→ **What to work on**:
Restate the listing that follows word for word, without its pictures.

-- BEGIN --

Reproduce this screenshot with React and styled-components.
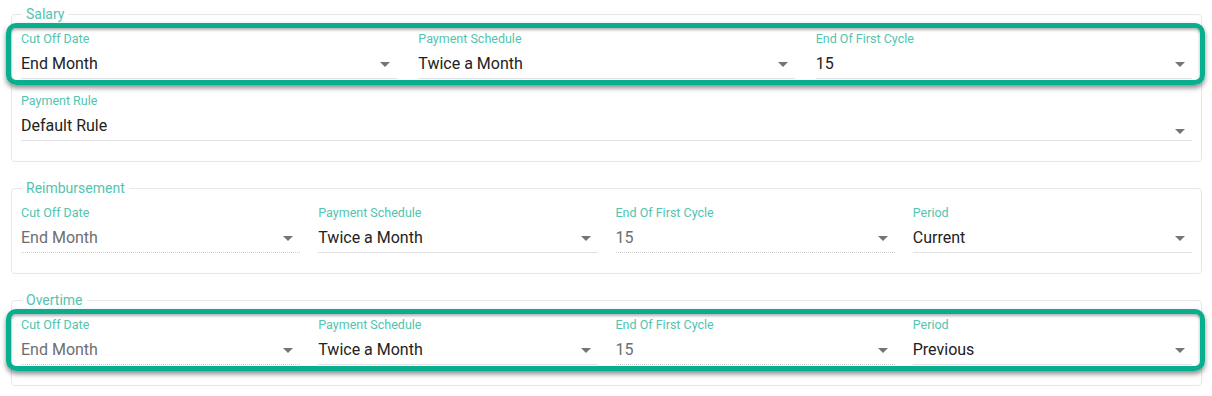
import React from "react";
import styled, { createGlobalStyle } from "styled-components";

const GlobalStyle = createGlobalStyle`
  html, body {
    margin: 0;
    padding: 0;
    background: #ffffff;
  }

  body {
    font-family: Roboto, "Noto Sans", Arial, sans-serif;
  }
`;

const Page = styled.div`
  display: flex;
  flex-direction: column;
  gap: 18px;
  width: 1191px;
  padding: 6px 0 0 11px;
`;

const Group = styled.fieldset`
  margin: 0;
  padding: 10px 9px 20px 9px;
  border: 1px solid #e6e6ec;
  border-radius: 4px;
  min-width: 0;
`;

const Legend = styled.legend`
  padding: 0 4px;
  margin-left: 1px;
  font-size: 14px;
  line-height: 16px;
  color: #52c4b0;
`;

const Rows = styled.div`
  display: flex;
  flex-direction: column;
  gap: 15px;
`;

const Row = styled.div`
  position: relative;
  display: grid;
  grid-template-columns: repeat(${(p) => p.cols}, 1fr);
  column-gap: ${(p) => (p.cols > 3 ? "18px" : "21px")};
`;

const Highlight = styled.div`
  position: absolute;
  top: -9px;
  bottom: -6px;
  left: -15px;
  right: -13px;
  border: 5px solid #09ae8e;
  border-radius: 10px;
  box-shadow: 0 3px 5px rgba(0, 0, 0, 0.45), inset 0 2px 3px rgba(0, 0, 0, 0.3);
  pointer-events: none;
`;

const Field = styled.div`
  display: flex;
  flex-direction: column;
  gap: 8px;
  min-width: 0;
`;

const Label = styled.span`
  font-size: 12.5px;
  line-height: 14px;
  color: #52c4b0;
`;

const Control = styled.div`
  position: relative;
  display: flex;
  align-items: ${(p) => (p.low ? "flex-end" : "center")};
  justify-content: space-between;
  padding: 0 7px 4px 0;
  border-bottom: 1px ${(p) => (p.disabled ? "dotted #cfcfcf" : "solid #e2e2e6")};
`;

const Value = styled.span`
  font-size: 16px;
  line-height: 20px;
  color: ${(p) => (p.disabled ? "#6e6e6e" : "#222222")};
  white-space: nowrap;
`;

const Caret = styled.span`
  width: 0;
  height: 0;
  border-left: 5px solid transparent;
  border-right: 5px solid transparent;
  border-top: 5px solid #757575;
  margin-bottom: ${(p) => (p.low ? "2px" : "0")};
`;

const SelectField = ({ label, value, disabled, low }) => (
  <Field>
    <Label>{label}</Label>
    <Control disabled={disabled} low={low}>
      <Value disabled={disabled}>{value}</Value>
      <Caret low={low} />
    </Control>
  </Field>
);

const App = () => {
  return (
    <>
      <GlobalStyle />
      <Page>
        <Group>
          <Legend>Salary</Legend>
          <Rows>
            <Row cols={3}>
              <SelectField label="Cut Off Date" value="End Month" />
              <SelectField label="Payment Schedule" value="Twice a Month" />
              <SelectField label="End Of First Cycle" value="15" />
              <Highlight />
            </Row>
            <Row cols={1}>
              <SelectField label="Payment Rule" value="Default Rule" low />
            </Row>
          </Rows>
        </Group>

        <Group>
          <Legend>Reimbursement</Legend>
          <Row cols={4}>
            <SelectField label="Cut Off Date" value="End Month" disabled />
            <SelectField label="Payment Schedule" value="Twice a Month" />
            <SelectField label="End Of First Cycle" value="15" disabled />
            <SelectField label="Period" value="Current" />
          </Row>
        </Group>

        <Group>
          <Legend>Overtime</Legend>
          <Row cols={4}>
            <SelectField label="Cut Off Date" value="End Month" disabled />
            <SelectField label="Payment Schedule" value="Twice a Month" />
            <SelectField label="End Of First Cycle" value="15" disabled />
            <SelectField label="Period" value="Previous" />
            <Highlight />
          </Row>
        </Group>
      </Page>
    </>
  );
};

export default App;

-- END --

→ **Complete answer**:
Reproduce this screenshot with React and styled-components.
import React from "react";
import styled, { createGlobalStyle } from "styled-components";

const GlobalStyle = createGlobalStyle`
  html, body {
    margin: 0;
    padding: 0;
    background: #ffffff;
  }

  body {
    font-family: Roboto, "Noto Sans", Arial, sans-serif;
  }
`;

const Page = styled.div`
  display: flex;
  flex-direction: column;
  gap: 18px;
  width: 1191px;
  padding: 6px 0 0 11px;
`;

const Group = styled.fieldset`
  margin: 0;
  padding: 10px 9px 20px 9px;
  border: 1px solid #e6e6ec;
  border-radius: 4px;
  min-width: 0;
`;

const Legend = styled.legend`
  padding: 0 4px;
  margin-left: 1px;
  font-size: 14px;
  line-height: 16px;
  color: #52c4b0;
`;

const Rows = styled.div`
  display: flex;
  flex-direction: column;
  gap: 15px;
`;

const Row = styled.div`
  position: relative;
  display: grid;
  grid-template-columns: repeat(${(p) => p.cols}, 1fr);
  column-gap: ${(p) => (p.cols > 3 ? "18px" : "21px")};
`;

const Highlight = styled.div`
  position: absolute;
  top: -9px;
  bottom: -6px;
  left: -15px;
  right: -13px;
  border: 5px solid #09ae8e;
  border-radius: 10px;
  box-shadow: 0 3px 5px rgba(0, 0, 0, 0.45), inset 0 2px 3px rgba(0, 0, 0, 0.3);
  pointer-events: none;
`;

const Field = styled.div`
  display: flex;
  flex-direction: column;
  gap: 8px;
  min-width: 0;
`;

const Label = styled.span`
  font-size: 12.5px;
  line-height: 14px;
  color: #52c4b0;
`;

const Control = styled.div`
  position: relative;
  display: flex;
  align-items: ${(p) => (p.low ? "flex-end" : "center")};
  justify-content: space-between;
  padding: 0 7px 4px 0;
  border-bottom: 1px ${(p) => (p.disabled ? "dotted #cfcfcf" : "solid #e2e2e6")};
`;

const Value = styled.span`
  font-size: 16px;
  line-height: 20px;
  color: ${(p) => (p.disabled ? "#6e6e6e" : "#222222")};
  white-space: nowrap;
`;

const Caret = styled.span`
  width: 0;
  height: 0;
  border-left: 5px solid transparent;
  border-right: 5px solid transparent;
  border-top: 5px solid #757575;
  margin-bottom: ${(p) => (p.low ? "2px" : "0")};
`;

const SelectField = ({ label, value, disabled, low }) => (
  <Field>
    <Label>{label}</Label>
    <Control disabled={disabled} low={low}>
      <Value disabled={disabled}>{value}</Value>
      <Caret low={low} />
    </Control>
  </Field>
);

const App = () => {
  return (
    <>
      <GlobalStyle />
      <Page>
        <Group>
          <Legend>Salary</Legend>
          <Rows>
            <Row cols={3}>
              <SelectField label="Cut Off Date" value="End Month" />
              <SelectField label="Payment Schedule" value="Twice a Month" />
              <SelectField label="End Of First Cycle" value="15" />
              <Highlight />
            </Row>
            <Row cols={1}>
              <SelectField label="Payment Rule" value="Default Rule" low />
            </Row>
          </Rows>
        </Group>

        <Group>
          <Legend>Reimbursement</Legend>
          <Row cols={4}>
            <SelectField label="Cut Off Date" value="End Month" disabled />
            <SelectField label="Payment Schedule" value="Twice a Month" />
            <SelectField label="End Of First Cycle" value="15" disabled />
            <SelectField label="Period" value="Current" />
          </Row>
        </Group>

        <Group>
          <Legend>Overtime</Legend>
          <Row cols={4}>
            <SelectField label="Cut Off Date" value="End Month" disabled />
            <SelectField label="Payment Schedule" value="Twice a Month" />
            <SelectField label="End Of First Cycle" value="15" disabled />
            <SelectField label="Period" value="Previous" />
            <Highlight />
          </Row>
        </Group>
      </Page>
    </>
  );
};

export default App;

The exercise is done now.